Worst of all, it’s boring. It’s just fucking boring. The Night at the Museum series has never been one to contain a great deal of plot. Each movie has had a basic synopsis summed up in one line, and opening up to a series of slapstick pratfalls and screaming. The sequel, Battle of the Smithsonian, at least pulled off the slapstick to such a degree that it was passable as something I could watch drunk when my roommate rented from RedBox and kind of enjoy, even though about 60% of that enjoyment involved Amy Adams wearing tight pants. This one has none of that (not even Amy Adams); it even goes light on the slapstick, and leaves behind a dry, lifeless film that has almost nothing at all of merit.

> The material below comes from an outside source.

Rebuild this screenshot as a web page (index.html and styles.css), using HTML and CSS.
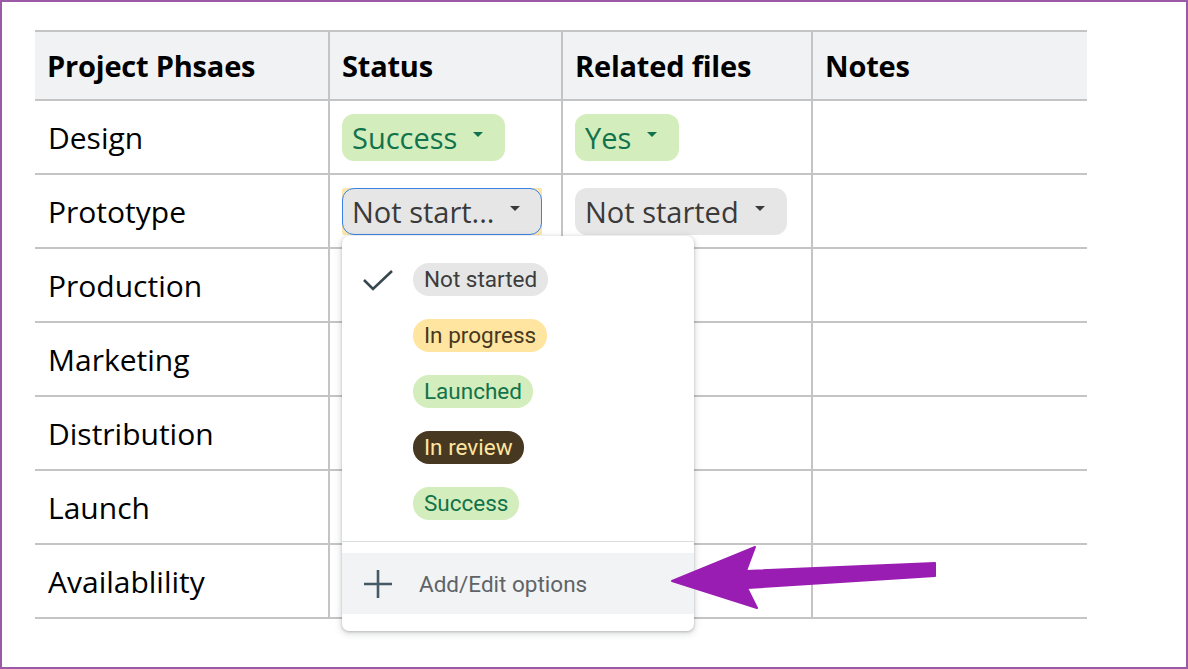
FILE: index.html
```html
<!DOCTYPE html>
<html>
<head>
<meta charset="utf-8">
<link rel="stylesheet" href="styles.css">
</head>
<body>
<div class="frame">
  <table class="sheet">
    <colgroup>
      <col class="c1"><col class="c2"><col class="c3"><col class="c4">
    </colgroup>
    <thead>
      <tr>
        <th>Project Phsaes</th>
        <th>Status</th>
        <th>Related files</th>
        <th>Notes</th>
      </tr>
    </thead>
    <tbody>
      <tr>
        <td>Design</td>
        <td><span class="chip green">Success <span class="caret"></span></span></td>
        <td><span class="chip green">Yes <span class="caret"></span></span></td>
        <td></td>
      </tr>
      <tr>
        <td>Prototype</td>
        <td><span class="sel"><span class="chip gray active">Not start... <span class="caret"></span></span></span></td>
        <td><span class="chip gray">Not started <span class="caret"></span></span></td>
        <td></td>
      </tr>
      <tr><td>Production</td><td></td><td></td><td></td></tr>
      <tr><td>Marketing</td><td></td><td></td><td></td></tr>
      <tr><td>Distribution</td><td></td><td></td><td></td></tr>
      <tr><td>Launch</td><td></td><td></td><td></td></tr>
      <tr><td>Availablility</td><td></td><td></td><td></td></tr>
    </tbody>
  </table>

  <div class="menu">
    <ul class="options">
      <li>
        <svg class="check" viewBox="0 0 32 24" width="32" height="24"><path d="M2 12 L11 21 L30 3" fill="none" stroke="#37474f" stroke-width="2.6"/></svg>
        <span class="opt gray">Not started</span>
      </li>
      <li><span class="opt yellow">In progress</span></li>
      <li><span class="opt green">Launched</span></li>
      <li><span class="opt brown">In review</span></li>
      <li><span class="opt green">Success</span></li>
    </ul>
    <div class="divider"></div>
    <div class="add">
      <svg class="plus" viewBox="0 0 28 28" width="28" height="28"><path d="M14 0 V28 M0 14 H28" fill="none" stroke="#455a64" stroke-width="2.6"/></svg>
      <span>Add/Edit options</span>
    </div>
  </div>

  <svg class="arrow" width="1188" height="669" viewBox="0 0 1188 669">
    <polygon points="672,581 755,547 746,571 935,563 935,576 747,588 757,608" fill="#9a1db3" stroke="#9a1db3" stroke-width="2" stroke-linejoin="round"/>
  </svg>
</div>
</body>
</html>
```

FILE: styles.css
```css
* { box-sizing: border-box; }
html, body { margin: 0; padding: 0; background: #fff; }
.frame {
  position: relative;
  width: 1188px;
  height: 669px;
  border: 2px solid #9b59a8;
  padding: 28px 0 0 33px;
  font-family: "Open Sans", Lato, sans-serif;
  overflow: hidden;
}
.sheet {
  border-collapse: collapse;
  table-layout: fixed;
  width: 1052px;
  color: #000;
}
.c1 { width: 294px; }
.c2 { width: 233px; }
.c3 { width: 250px; }
.c4 { width: 275px; }
.sheet th, .sheet td {
  border: 2px solid #c4c4c4;
  text-align: left;
  padding: 0 0 0 12px;
  font-size: 28px;
  vertical-align: middle;
}
.sheet th:first-child, .sheet td:first-child { border-left: none; }
.sheet th:last-child, .sheet td:last-child { border-right: none; }
.sheet th {
  background: #f1f2f4;
  height: 69px;
  font-weight: 700;
  font-size: 29px;
  letter-spacing: -0.2px;
}
.sheet td { height: 74px; font-weight: 400; font-size: 30px; }
.sheet td:first-child { padding-left: 13px; }
.chip {
  display: inline-flex;
  align-items: center;
  height: 47px;
  padding: 0 22px 0 10px;
  border-radius: 12px;
  font-size: 29px;
  line-height: 1;
}
.chip .caret {
  display: inline-block;
  margin-left: 16px;
  width: 0; height: 0;
  border-left: 5px solid transparent;
  border-right: 5px solid transparent;
  border-top: 5px solid currentColor;
  position: relative;
  top: -3px;
}
.chip.green { background: #d4edbc; color: #11734b; }
.chip.gray { background: #e6e6e6; color: #3a3a3a; }
.chip.active { border: 1.5px solid #3b82e6; padding-left: 9px; padding-right: 21px; }
.sel { display: inline-block; background: #fbe7ad; border-radius: 2px; line-height: 0; }
.sel .chip { line-height: 1; }

.menu {
  position: absolute;
  left: 340px;
  top: 234px;
  width: 352px;
  height: 395px;
  background: #fff;
  border-radius: 7px;
  box-shadow: 0 1px 3px rgba(60,64,67,0.3), 0 2px 6px 2px rgba(60,64,67,0.12);
  font-family: Roboto, "Noto Sans", sans-serif;
  padding-top: 15px;
}
.options { list-style: none; margin: 0; padding: 0; }
.options li {
  position: relative;
  height: 56px;
  display: flex;
  align-items: center;
  padding-left: 71px;
}
.check { position: absolute; left: 20px; top: 17px; }
.opt {
  display: inline-block;
  font-size: 22.5px;
  line-height: 33px;
  height: 33px;
  padding: 0 11px;
  border-radius: 16px;
}
.opt.gray { background: #e6e6e6; color: #3c3c3c; }
.opt.yellow { background: #ffe59f; color: #473821; }
.opt.green { background: #d4edbc; color: #11734b; }
.opt.brown { background: #473821; color: #ffe59f; }
.divider { height: 1px; background: #dadce0; margin-top: 10px; }
.add {
  margin-top: 11px;
  height: 61px;
  background: #f1f3f4;
  display: flex;
  align-items: center;
  padding-left: 22px;
  color: #5f6368;
  font-size: 22.5px;
}
.add span { margin-left: 27px; }
.arrow { position: absolute; left: -2px; top: -2px; pointer-events: none; }
```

Even the actors, who in the previous installments had a smidgeon of energy, here are acting as though they’ve got a gun to their heads, reading their lines with a lack of energy that itself is almost amusing.

Verdict

So desperately boring and lazy, I can barely joke about it. Shout out to Carmike Cinemas for their Super Matinee, which made my ticket for this shit show only $5.75, which, while better than $8, is still money I could have spent on alcohol or put into the Salvation Army donation bucket with the dude ringing a bell or used to buy dinner for a homeless person. Night at the Museum: Secret of the Tomb, you are the reason a homeless person didn’t get a Wendy’s Bacon Portabella Melt on December 19th, 2014.